## Given data
# # # # #
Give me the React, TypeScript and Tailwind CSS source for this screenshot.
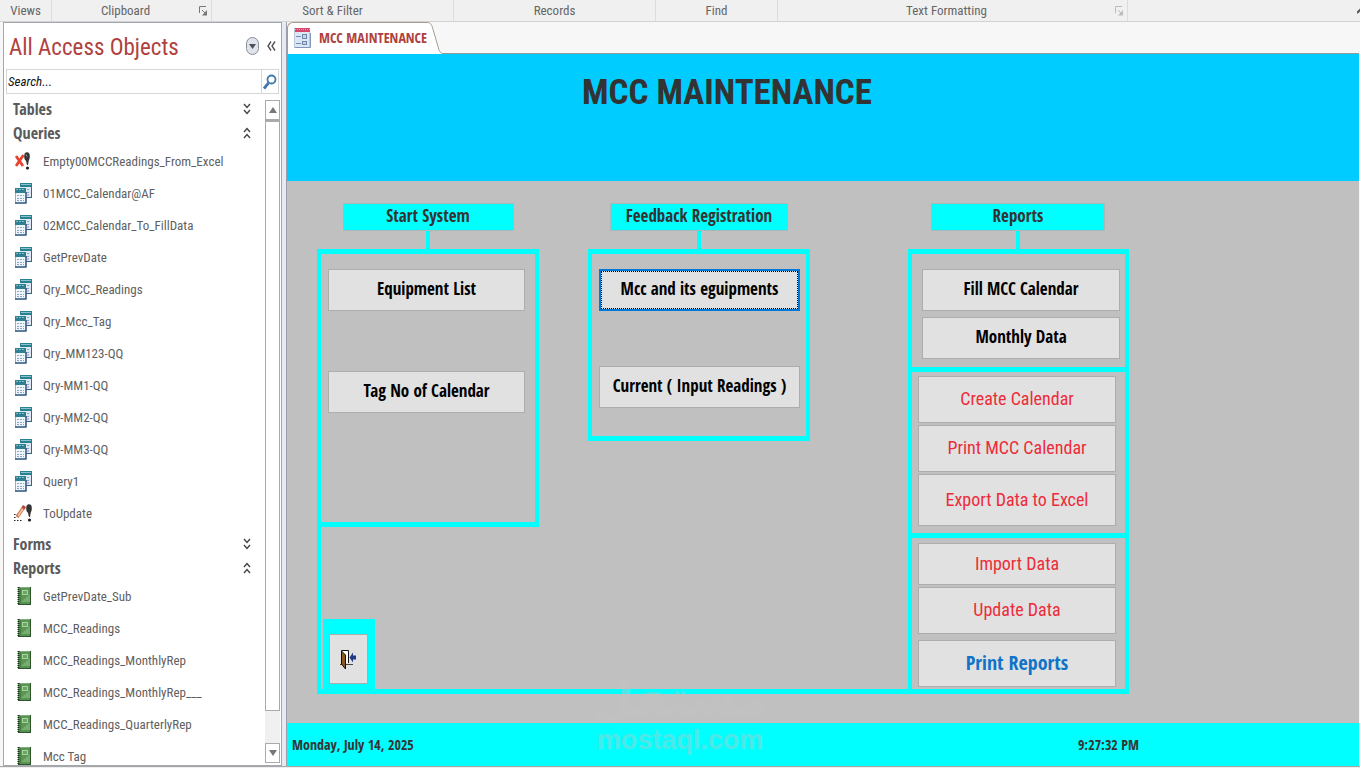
import React from 'react';

const queries = [
  { name: 'Empty00MCCReadings_From_Excel', kind: 'delete' },
  { name: '01MCC_Calendar@AF', kind: 'select' },
  { name: '02MCC_Calendar_To_FillData', kind: 'select' },
  { name: 'GetPrevDate', kind: 'select' },
  { name: 'Qry_MCC_Readings', kind: 'select' },
  { name: 'Qry_Mcc_Tag', kind: 'select' },
  { name: 'Qry_MM123-QQ', kind: 'select' },
  { name: 'Qry-MM1-QQ', kind: 'select' },
  { name: 'Qry-MM2-QQ', kind: 'select' },
  { name: 'Qry-MM3-QQ', kind: 'select' },
  { name: 'Query1', kind: 'select' },
  { name: 'ToUpdate', kind: 'update' },
];

const reports = [
  'GetPrevDate_Sub',
  'MCC_Readings',
  'MCC_Readings_MonthlyRep',
  'MCC_Readings_MonthlyRep___',
  'MCC_Readings_QuarterlyRep',
  'Mcc Tag',
];

const LauncherIcon: React.FC<{ className: string }> = ({ className }) => (
  <svg width="8" height="10" viewBox="0 0 8 10" className={className} fill="none" stroke="currentColor">
    <path d="M.5 7V.5H7" />
    <path d="M3 4l4 4" />
    <path d="M8 4v5.500H3z" fill="currentColor" stroke="none" />
  </svg>
);

const QueryIcon = () => (
  <svg width="17" height="21" viewBox="0 0 17 21">
    <rect x="5" width="12" height="15" fill="#dfe9f3" />
    <rect x="5" width="12" height="4" fill="#2b7f93" />
    <path d="M6 1.500h10" stroke="#8cc3cd" />
    <path d="M5 14.500h12M16.500 4v11" stroke="#3a648f" />
    <path d="M12 6.500h3M12 9.500h3M12 12h3" stroke="#8aa6c4" strokeDasharray="2 1" />
    <rect y="5" width="11" height="15" fill="#eef4fa" />
    <path d="M.5 9v11" stroke="#8fb0cb" />
    <rect y="5" width="11" height="5" fill="#2f8094" />
    <path d="M1 6.500h9" stroke="#7dbac6" strokeDasharray="2 1" />
    <path d="M0 20h11.500M11 9v11" stroke="#2c527f" strokeWidth="1.500" />
    <path d="M2 12.500h7M2 15.500h7M2 17.500h7" stroke="#8ea9c8" strokeDasharray="2 1" />
  </svg>
);

const DeleteQueryIcon = () => (
  <svg width="17" height="19" viewBox="0 0 17 19">
    <path d="M1 4l7 10M8.500 3L1 14" stroke="#e8432f" strokeWidth="2.800" />
    <ellipse cx="12" cy="4.500" rx="2.800" ry="4.200" fill="#333" />
    <path d="M10.500 7h3.500l-1 6h-1z" fill="#333" />
    <path d="M11 2.500l1 2" stroke="#aaa" />
    <circle cx="12.500" cy="16" r="1.600" fill="#222" />
  </svg>
);

const UpdateQueryIcon = () => (
  <svg width="20" height="19" viewBox="0 0 20 19">
    <path d="M3 13L10 3" stroke="#c97050" strokeWidth="3.500" />
    <path d="M4 12L9 4.500" stroke="#f5c9a0" strokeWidth="1.500" />
    <path d="M9 4.500l1.500-2.500" stroke="#b8483a" strokeWidth="3.500" />
    <path d="M0 10.500h1.500M0 13.500h1.500M0 16.500h1.500M3 16.500h1.500M6 16.500h1.500" stroke="#222" />
    <ellipse cx="15" cy="4.500" rx="2.800" ry="4.200" fill="#333" />
    <path d="M13.500 7H17l-1 6h-1z" fill="#333" />
    <circle cx="15.500" cy="16" r="1.600" fill="#222" />
  </svg>
);

const ReportIcon = () => (
  <svg width="14" height="18" viewBox="0 0 14 18">
    <rect x="1" width="13" height="18" fill="#5a9455" />
    <path d="M2 .5h11" stroke="#7fae78" />
    <path d="M4 15l9-8v8z" fill="#76ad6e" />
    <rect x="5.500" y="3.500" width="5" height="4" fill="#6aa562" stroke="#a9d3a1" />
    <path d="M13.500 0v17.500H1" stroke="#2d5229" fill="none" />
    <path d="M1.500 0v18" stroke="#1f2b1f" strokeWidth="2" strokeDasharray="1 1" />
    <path d="M3.500 1v15" stroke="#467f41" />
  </svg>
);

const FormIcon = () => (
  <svg width="17" height="20" viewBox="0 0 17 20">
    <rect x=".5" y=".5" width="15" height="19" fill="#dde6f3" stroke="#b9c6dc" />
    <rect x="1" width="15" height="4" fill="#d4476a" />
    <path d="M1 1.500h15" stroke="#ee9fb0" strokeDasharray="1 1" />
    <path d="M2 8.500h5M2 15.500h5" stroke="#6f8cb6" />
    <rect x="8.500" y="6.500" width="4" height="4" fill="#c7d4e8" stroke="#6f86ae" />
    <rect x="8.500" y="13.500" width="4" height="3" fill="#c7d4e8" stroke="#6f86ae" />
    <path d="M1 19.500h15.500V5" fill="none" stroke="#8095bb" />
  </svg>
);

const ExitIcon = () => (
  <svg width="18" height="21" viewBox="0 0 18 21">
    <path d="M1.500 14V1.500h7V14" fill="#fff" stroke="#111" />
    <path d="M0 15.500h13" stroke="#444" />
    <path d="M1.500 2l4 4v14l-4-5z" fill="#8c5a1e" stroke="#111" />
    <path d="M9.500 8.500l3.500-5v3h3v4h-3v3z" fill="#1f3c86" />
  </svg>
);

const Chevrons: React.FC<{ open: boolean }> = ({ open }) => (
  <svg width="8" height="12" viewBox="0 0 8 12" fill="none" stroke="#444" strokeWidth="1.400">
    {open ? <path d="M1 5l3-3.500L7 5M1 11l3-3.500L7 11" /> : <path d="M1 1l3 3.500L7 1M1 7l3 3.500L7 7" />}
  </svg>
);

const RibbonGroup: React.FC<{ label: string; className: string; children?: React.ReactNode }> = ({ label, className, children }) => (
  <div className={`flex items-center border-r border-[#dcdcdc] ${className}`}>
    <span className="flex-1 text-center">{label}</span>
    {children}
  </div>
);

const GroupHeader: React.FC<{ label: string; open: boolean }> = ({ label, open }) => (
  <button type="button" className="flex h-6 w-full items-center justify-between pl-[9px] pr-[14px] text-left font-['Open_Sans_Condensed','Roboto_Condensed',sans-serif] text-[16px] font-bold text-[#5a5a5a]">
    {label}
    <Chevrons open={open} />
  </button>
);

const NavItem: React.FC<{ label: string; icon: React.ReactNode }> = ({ label, icon }) => (
  <li>
    <a href="#" className="flex h-8 items-center text-[13px] text-[#5f5f5f]">
      <span className="flex w-[39px] justify-center pb-0.5">{icon}</span>
      {label}
    </a>
  </li>
);

const SectionLabel: React.FC<{ label: string; className: string }> = ({ label, className }) => (
  <div className="flex w-[222px] flex-col items-center">
    <h2 className={`h-7 border border-[#a8b8b8] bg-[#00ffff] text-center text-[17px] leading-6 text-[#333] ${className}`}>{label}</h2>
    <div className="h-[18px] w-1 bg-[#00ffff]" />
  </div>
);

const plain = 'h-[42px] border border-[#adadad] text-[17px] text-black';
const red = "border border-[#adadad] font-['Roboto_Condensed',sans-serif] text-[18px] font-normal text-[#ed2c3a]";

const FormButton: React.FC<{ label: string; className?: string }> = ({ label, className = plain }) => (
  <button type="button" className={`w-full bg-[#e1e1e1] pb-0.5 ${className}`}>
    {label}
  </button>
);

const App: React.FC = () => {
  return (
    <div className="flex h-screen flex-col overflow-hidden bg-[#f7f7f7] font-['Roboto_Condensed','Liberation_Sans',sans-serif]">
      {/* Ribbon group captions */}
      <div className="flex h-[22px] shrink-0 border-b border-[#d2d2d2] bg-[#f0f0f0] text-[13px] text-[#666]">
        <RibbonGroup label="Views" className="w-[52px]" />
        <RibbonGroup label="Clipboard" className="w-40 pr-1">
          <LauncherIcon className="text-[#777]" />
        </RibbonGroup>
        <RibbonGroup label="Sort & Filter" className="w-[242px]" />
        <RibbonGroup label="Records" className="w-[202px]" />
        <RibbonGroup label="Find" className="w-[122px]" />
        <RibbonGroup label="Text Formatting" className="w-[350px] pr-1">
          <LauncherIcon className="text-[#bbb]" />
        </RibbonGroup>
        <div className="flex flex-1 items-center justify-end">
          <svg width="3" height="8" viewBox="0 0 3 8" fill="none" stroke="#555" strokeWidth="2">
            <path d="M0 6l4-4" />
          </svg>
        </div>
      </div>

      <div className="flex min-h-0 flex-1">
        {/* Navigation pane */}
        <aside className="ml-[3px] flex w-[279px] shrink-0 flex-col border border-[#a3a8ae] bg-white">
          <div className="flex h-[46px] shrink-0 items-center px-[5px]">
            <h2 className="flex-1 pt-1 text-[23px] text-[#b0413e]">All Access Objects</h2>
            <button type="button" aria-label="Object type" className="mr-2 flex h-[18px] w-[13px] items-center justify-center rounded-full border border-[#8a8f98] bg-[#dfe3ea]">
              <svg width="7" height="5" viewBox="0 0 7 5"><path d="M0 0h7L3.500 5z" fill="#4a4f5a" /></svg>
            </button>
            <button type="button" aria-label="Collapse pane">
              <svg width="9" height="10" viewBox="0 0 9 10" fill="none" stroke="#555" strokeWidth="1.400">
                <path d="M4 .5L1 5l3 4.500M8 .5L5 5l3 4.500" />
              </svg>
            </button>
          </div>
          <div className="mx-0.5 flex h-[25px] shrink-0 border border-[#d6d6d6]">
            <input aria-label="Search" placeholder="Search..." className="min-w-0 flex-1 px-px text-[13px] italic outline-none placeholder:text-[#111]" />
            <button type="button" aria-label="Search objects" className="flex w-[17px] items-center justify-center border-l border-[#d6d6d6]">
              <svg width="14" height="16" viewBox="0 0 14 16" fill="none" stroke="#3f78ab">
                <circle cx="8.500" cy="5.500" r="4" strokeWidth="1.800" />
                <path d="M5.500 9L1 14.500" strokeWidth="2.800" />
              </svg>
            </button>
          </div>
          <div className="flex min-h-0 flex-1">
            <nav className="flex-1 overflow-hidden pt-[3px]">
              <GroupHeader label="Tables" open={false} />
              <GroupHeader label="Queries" open />
              <ul className="pb-0.5 pt-px">
                {queries.map((q) => (
                  <NavItem
                    key={q.name}
                    label={q.name}
                    icon={q.kind === 'delete' ? <DeleteQueryIcon /> : q.kind === 'update' ? <UpdateQueryIcon /> : <QueryIcon />}
                  />
                ))}
              </ul>
              <GroupHeader label="Forms" open={false} />
              <GroupHeader label="Reports" open />
              <ul className="pb-0.5 pt-px">
                {reports.map((name) => (
                  <NavItem key={name} label={name} icon={<ReportIcon />} />
                ))}
              </ul>
            </nav>
            {/* Scroll bar */}
            <div className="mb-0.5 mr-px mt-[6px] flex w-[15px] flex-col bg-[#f0f0f0]">
              <button type="button" aria-label="Scroll up" className="flex h-5 items-center justify-center border border-[#aaa] bg-white">
                <svg width="8" height="6" viewBox="0 0 8 6"><path d="M0 6h8L4 0z" fill="#777" /></svg>
              </button>
              <div className="flex-1 border border-t-2 border-[#aaa] bg-white" />
              <div className="h-8" />
              <button type="button" aria-label="Scroll down" className="flex h-5 items-center justify-center border border-[#aaa] bg-white">
                <svg width="8" height="6" viewBox="0 0 8 6"><path d="M0 0h8L4 6z" fill="#777" /></svg>
              </button>
            </div>
          </div>
        </aside>
        <div className="w-[5px] shrink-0 border-r border-[#9aa0a8] bg-[#e6eaf2]" />

        {/* Form window */}
        <main className="relative mr-px flex min-w-0 flex-1 flex-col">
          <div className="flex h-8 shrink-0">
            <button type="button" className="flex items-center rounded-tl-md border-l border-t border-[#a79c90] bg-white pb-0.5 pl-[6px] font-['Open_Sans_Condensed','Roboto_Condensed',sans-serif] text-[14px] font-bold text-[#b0413e]">
              <FormIcon />
              <span className="ml-2">MCC MAINTENANCE</span>
            </button>
            <svg width="16" height="32" viewBox="0 0 16 32">
              <path d="M0 .5c4 0 5 3 6 7l5 17c1 4 2 7 5 7V32H0z" fill="#fff" />
              <path d="M0 .5c4 0 5 3 6 7l5 17c1 4 2 7 5 7" fill="none" stroke="#a79c90" />
            </svg>
            <div className="flex-1 border-b border-[#999]" />
          </div>

          <header className="h-[127px] shrink-0 bg-[#00ccff]">
            <h1 className="w-[880px] pt-[18px] text-center text-[35px] font-bold leading-[42px] text-[#333]">MCC MAINTENANCE</h1>
          </header>

          <div className="flex-1 bg-[#c0c0c0] pl-[30px] pt-[22px] font-['Open_Sans_Condensed','Roboto_Condensed',sans-serif] font-bold">
            <div className="flex w-[812px] justify-between">
              <div className="flex gap-[49px]">
                <SectionLabel label="Start System" className="w-[171px]" />
                <SectionLabel label="Feedback Registration" className="w-[178px]" />
              </div>
              <SectionLabel label="Reports" className="w-[174px]" />
            </div>

            <div className="flex h-[445px] w-[812px] border-b-[5px] border-l-4 border-[#00ffff]">
              <div className="flex w-[218px] flex-col justify-between">
                <div className="flex h-[278px] flex-col gap-[60px] border-y-[5px] border-r-4 border-[#00ffff] pl-[7px] pr-[10px] pt-[15px]">
                  <FormButton label="Equipment List" />
                  <FormButton label="Tag No of Calendar" />
                </div>
                <div className="ml-0.5 h-[70px] w-[52px] bg-[#00ffff] pl-[6px] pt-[15px]">
                  <button type="button" aria-label="Exit" className="flex h-[50px] w-[39px] items-center justify-center border border-[#adadad] bg-[#e1e1e1]">
                    <ExitIcon />
                  </button>
                </div>
              </div>

              <div className="ml-[49px] flex h-48 w-[222px] flex-col gap-[55px] border-x-4 border-y-[5px] border-[#00ffff] pl-[7px] pr-[6px] pt-[15px]">
                <FormButton
                  label="Mcc and its eguipments"
                  className="h-[42px] border-2 border-[#0078d7] text-[17px] text-black outline-1 -outline-offset-3 outline-dotted outline-black"
                />
                <FormButton label="Current ( Input Readings )" />
              </div>

              <div className="ml-auto flex w-[221px] flex-col border-x-4 border-t-[5px] border-[#00ffff]">
                <div className="flex h-[118px] flex-col gap-[6px] border-b-[5px] border-[#00ffff] pl-[10px] pr-[5px] pt-[15px]">
                  <FormButton label="Fill MCC Calendar" />
                  <FormButton label="Monthly Data" />
                </div>
                <div className="flex h-[166px] flex-col gap-0.5 border-b-[5px] border-[#00ffff] pl-[6px] pr-[9px] pt-1">
                  <FormButton label="Create Calendar" className={`h-[47px] ${red}`} />
                  <FormButton label="Print MCC Calendar" className={`h-[47px] ${red}`} />
                  <FormButton label="Export Data to Excel" className={`h-[52px] ${red}`} />
                </div>
                <div className="flex flex-col gap-0.5 pl-[6px] pr-[9px] pt-[5px]">
                  <FormButton label="Import Data" className={`h-[42px] ${red}`} />
                  <FormButton label="Update Data" className={`h-[47px] ${red}`} />
                  <FormButton label="Print Reports" className="mt-1 h-[47px] border border-[#adadad] text-[20px] text-[#0f74c8]" />
                </div>
              </div>
            </div>
          </div>

          <footer className="h-[43px] shrink-0 bg-[#00ffff] font-['Open_Sans_Condensed','Roboto_Condensed',sans-serif] text-[14px] font-bold text-[#333]">
            <div className="flex h-full w-[852px] items-center justify-between pl-[5px]">
              <span>Monday, July 14, 2025</span>
              <time>9:27:32 PM</time>
            </div>
          </footer>

          {/* Watermark */}
          <div className="pointer-events-none absolute bottom-2 left-[310px] flex w-[166px] flex-col items-center font-bold text-[#c4c4c4] opacity-40">
            <span lang="ar" dir="rtl" className="font-['DejaVu_Sans',sans-serif] text-[48px] leading-[48px]">مستقل</span>
            <span className="font-['Liberation_Sans',sans-serif] text-[27px] leading-9">mostaql.com</span>
          </div>
        </main>
      </div>
      <div className="h-0.5 shrink-0 border-t border-[#a8a8a8] bg-[#eee]" />
    </div>
  );
};

export default App;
# # # # #
## Task directions
With the pictures left out, restate word for word every line of the data above, from the first down to the line that contains "import React from 'react';".

## Solution to the exercise
Give me the React, TypeScript and Tailwind CSS source for this screenshot.
import React from 'react';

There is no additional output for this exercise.